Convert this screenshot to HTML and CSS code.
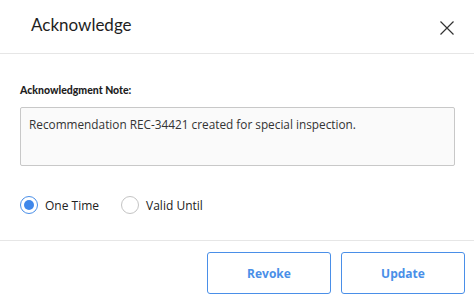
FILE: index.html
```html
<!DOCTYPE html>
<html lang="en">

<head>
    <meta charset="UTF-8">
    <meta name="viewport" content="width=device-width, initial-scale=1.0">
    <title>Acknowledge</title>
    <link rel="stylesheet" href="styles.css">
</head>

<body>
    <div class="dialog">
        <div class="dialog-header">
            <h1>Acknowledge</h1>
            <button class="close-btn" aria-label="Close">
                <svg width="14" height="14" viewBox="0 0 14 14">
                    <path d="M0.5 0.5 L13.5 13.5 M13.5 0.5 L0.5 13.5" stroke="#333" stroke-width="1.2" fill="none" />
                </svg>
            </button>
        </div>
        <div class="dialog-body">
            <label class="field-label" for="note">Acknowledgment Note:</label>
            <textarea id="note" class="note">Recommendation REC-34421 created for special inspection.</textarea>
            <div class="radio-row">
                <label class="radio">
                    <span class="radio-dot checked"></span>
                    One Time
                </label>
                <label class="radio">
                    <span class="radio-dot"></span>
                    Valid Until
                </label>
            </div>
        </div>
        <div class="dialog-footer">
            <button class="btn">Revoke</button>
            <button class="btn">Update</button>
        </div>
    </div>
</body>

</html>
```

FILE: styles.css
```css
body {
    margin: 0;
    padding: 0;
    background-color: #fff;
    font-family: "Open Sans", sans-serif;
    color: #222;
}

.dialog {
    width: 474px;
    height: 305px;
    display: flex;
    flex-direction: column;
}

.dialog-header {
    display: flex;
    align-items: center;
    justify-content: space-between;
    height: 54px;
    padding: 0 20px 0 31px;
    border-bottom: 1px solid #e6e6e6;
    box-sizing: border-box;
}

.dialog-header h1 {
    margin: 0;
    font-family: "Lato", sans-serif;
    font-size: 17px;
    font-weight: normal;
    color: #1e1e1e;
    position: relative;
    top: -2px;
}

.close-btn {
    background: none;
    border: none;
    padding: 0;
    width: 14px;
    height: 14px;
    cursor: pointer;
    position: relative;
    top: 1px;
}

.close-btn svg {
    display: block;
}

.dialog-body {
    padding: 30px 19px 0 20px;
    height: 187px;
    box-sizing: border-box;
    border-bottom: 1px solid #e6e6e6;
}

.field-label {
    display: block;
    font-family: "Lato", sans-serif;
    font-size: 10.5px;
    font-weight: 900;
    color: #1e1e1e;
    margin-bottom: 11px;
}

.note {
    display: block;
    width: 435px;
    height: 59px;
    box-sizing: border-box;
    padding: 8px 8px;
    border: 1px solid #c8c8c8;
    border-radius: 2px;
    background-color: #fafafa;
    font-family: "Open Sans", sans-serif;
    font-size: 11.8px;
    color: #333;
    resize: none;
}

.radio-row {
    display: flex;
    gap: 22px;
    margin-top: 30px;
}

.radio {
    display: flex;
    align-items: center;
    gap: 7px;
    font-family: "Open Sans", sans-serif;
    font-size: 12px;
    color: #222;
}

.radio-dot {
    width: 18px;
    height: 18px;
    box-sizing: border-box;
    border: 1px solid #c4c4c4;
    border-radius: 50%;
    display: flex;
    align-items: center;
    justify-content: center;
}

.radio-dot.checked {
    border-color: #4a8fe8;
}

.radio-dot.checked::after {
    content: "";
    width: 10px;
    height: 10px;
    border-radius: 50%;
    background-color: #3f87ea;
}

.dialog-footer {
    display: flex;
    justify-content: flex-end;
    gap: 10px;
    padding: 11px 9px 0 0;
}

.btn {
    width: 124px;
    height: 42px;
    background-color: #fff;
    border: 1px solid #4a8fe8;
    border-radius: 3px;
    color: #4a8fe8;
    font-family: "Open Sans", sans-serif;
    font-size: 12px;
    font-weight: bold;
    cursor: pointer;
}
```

Work to do – Omit the pictures and reproduce the listing exactly.

Answer to this exercise –
Convert this screenshot to HTML and CSS code.
FILE: index.html
```html
<!DOCTYPE html>
<html lang="en">

<head>
    <meta charset="UTF-8">
    <meta name="viewport" content="width=device-width, initial-scale=1.0">
    <title>Acknowledge</title>
    <link rel="stylesheet" href="styles.css">
</head>

<body>
    <div class="dialog">
        <div class="dialog-header">
            <h1>Acknowledge</h1>
            <button class="close-btn" aria-label="Close">
                <svg width="14" height="14" viewBox="0 0 14 14">
                    <path d="M0.5 0.5 L13.5 13.5 M13.5 0.5 L0.5 13.5" stroke="#333" stroke-width="1.2" fill="none" />
                </svg>
            </button>
        </div>
        <div class="dialog-body">
            <label class="field-label" for="note">Acknowledgment Note:</label>
            <textarea id="note" class="note">Recommendation REC-34421 created for special inspection.</textarea>
            <div class="radio-row">
                <label class="radio">
                    <span class="radio-dot checked"></span>
                    One Time
                </label>
                <label class="radio">
                    <span class="radio-dot"></span>
                    Valid Until
                </label>
            </div>
        </div>
        <div class="dialog-footer">
            <button class="btn">Revoke</button>
            <button class="btn">Update</button>
        </div>
    </div>
</body>

</html>
```

FILE: styles.css
```css
body {
    margin: 0;
    padding: 0;
    background-color: #fff;
    font-family: "Open Sans", sans-serif;
    color: #222;
}

.dialog {
    width: 474px;
    height: 305px;
    display: flex;
    flex-direction: column;
}

.dialog-header {
    display: flex;
    align-items: center;
    justify-content: space-between;
    height: 54px;
    padding: 0 20px 0 31px;
    border-bottom: 1px solid #e6e6e6;
    box-sizing: border-box;
}

.dialog-header h1 {
    margin: 0;
    font-family: "Lato", sans-serif;
    font-size: 17px;
    font-weight: normal;
    color: #1e1e1e;
    position: relative;
    top: -2px;
}

.close-btn {
    background: none;
    border: none;
    padding: 0;
    width: 14px;
    height: 14px;
    cursor: pointer;
    position: relative;
    top: 1px;
}

.close-btn svg {
    display: block;
}

.dialog-body {
    padding: 30px 19px 0 20px;
    height: 187px;
    box-sizing: border-box;
    border-bottom: 1px solid #e6e6e6;
}

.field-label {
    display: block;
    font-family: "Lato", sans-serif;
    font-size: 10.5px;
    font-weight: 900;
    color: #1e1e1e;
    margin-bottom: 11px;
}

.note {
    display: block;
    width: 435px;
    height: 59px;
    box-sizing: border-box;
    padding: 8px 8px;
    border: 1px solid #c8c8c8;
    border-radius: 2px;
    background-color: #fafafa;
    font-family: "Open Sans", sans-serif;
    font-size: 11.8px;
    color: #333;
    resize: none;
}

.radio-row {
    display: flex;
    gap: 22px;
    margin-top: 30px;
}

.radio {
    display: flex;
    align-items: center;
    gap: 7px;
    font-family: "Open Sans", sans-serif;
    font-size: 12px;
    color: #222;
}

.radio-dot {
    width: 18px;
    height: 18px;
    box-sizing: border-box;
    border: 1px solid #c4c4c4;
    border-radius: 50%;
    display: flex;
    align-items: center;
    justify-content: center;
}

.radio-dot.checked {
    border-color: #4a8fe8;
}

.radio-dot.checked::after {
    content: "";
    width: 10px;
    height: 10px;
    border-radius: 50%;
    background-color: #3f87ea;
}

.dialog-footer {
    display: flex;
    justify-content: flex-end;
    gap: 10px;
    padding: 11px 9px 0 0;
}

.btn {
    width: 124px;
    height: 42px;
    background-color: #fff;
    border: 1px solid #4a8fe8;
    border-radius: 3px;
    color: #4a8fe8;
    font-family: "Open Sans", sans-serif;
    font-size: 12px;
    font-weight: bold;
    cursor: pointer;
}
```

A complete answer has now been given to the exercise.